Source: Ayers Saint Gross

Concept renderings

The University will use about $100 million to construct the new residence hall and renovate Thurston Hall over the next few years.

Knight said the new hall will also feature a food retail space on the ground floor. She said the University has yet to begin the process of selecting vendors because the search process will be dependent on what feedback officials hear from students closer to the start of construction.

Knight said the building might include a basement level with a “multipurpose” space, and officials are considering including a second ground level.

“We’ve really been focusing on what is the typical residential layout of a floor, what are the community spaces and starting to get student feedback on those so that we can progress the design concurrently to thinking about these things,” Knight said.

The final design and budget for the residence hall will be presented to the Board of Trustees in the spring, she said.

Pending the approval from the board, Knight said the University will begin the process of acquiring zoning and other necessary building permits. She said she doesn’t know when construction will begin because dates are dependent on a series of University- and citywide approvals.

She said several officials and students have been involved in early conversations about the residence hall, including representatives from the provost’s office, the housing department, the operations division and the residential engagement team.

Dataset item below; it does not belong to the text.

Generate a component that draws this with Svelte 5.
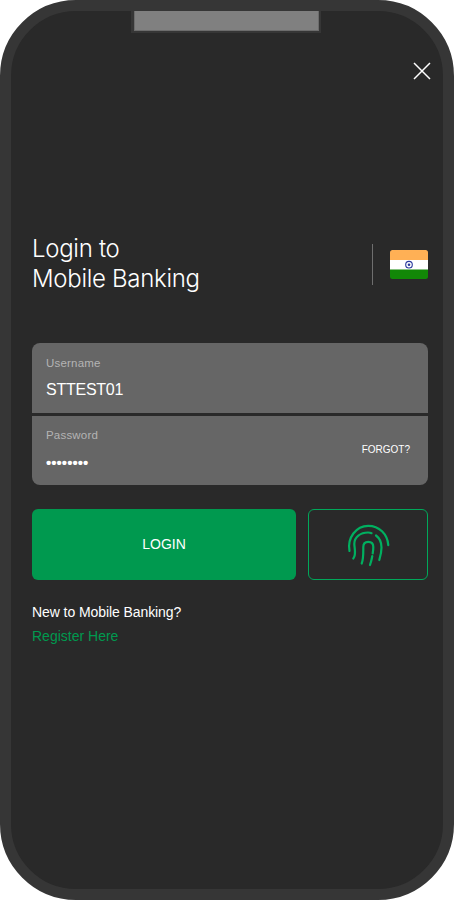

Knight added that the architects spent last week on campus speaking with students about the community spaces. Ayers Saint Gross also partnered with the University earlier this year to renovate the first floor of the Marvin Center into a living room space.

Jason Wilcoxon, the principal of Ayers Saint Gross, said the company has spent two decades working on a “multitude” of projects with GW, like transforming what was formerly Schenley, Crawford and West End halls into District House. He said the company has already begun “engaging” students on the new project.

“Our goal is to be careful facilitators and listeners to help students identify the kinds of spaces that will enhance their lives on campus,” he said in an email. “We are hoping that this project delivers a residential experience that is characterized by meaningful community spaces throughout the building.”

Residence Hall Association President SJ Matthews said housing officials first presented the building plans to the RHA, resident advisers and faculty at the group’s meeting last Tuesday, where students provided feedback about what the community spaces should look like and what they should include.

“Students have this really cool opportunity right now to give input, presuming they probably won’t be here to see it, but they can leave a really tangible impact on this campus by writing their input and feedback now,” Matthews said.

James Harnett, a junior and a member of the Foggy Bottom and West End Advisory Neighborhood Commission, said the new residence hall will encourage students to use nearby University Yard, which he said is often underutilized.

He said expanding community spaces on campus will ensure that students who do not live in large residence halls are not “missing out” on meeting people and fostering a community. As a commissioner, he said he plans on meeting with student leaders to hear their feedback on the plans for the new residence hall and will meet with officials to advocate for students’ requests.

“I think students need to continue to be a part of the conversation about what that space looks like, about the types of food that it offers and how it fits into the bigger pictures of what’s available across campus,” Harnett said.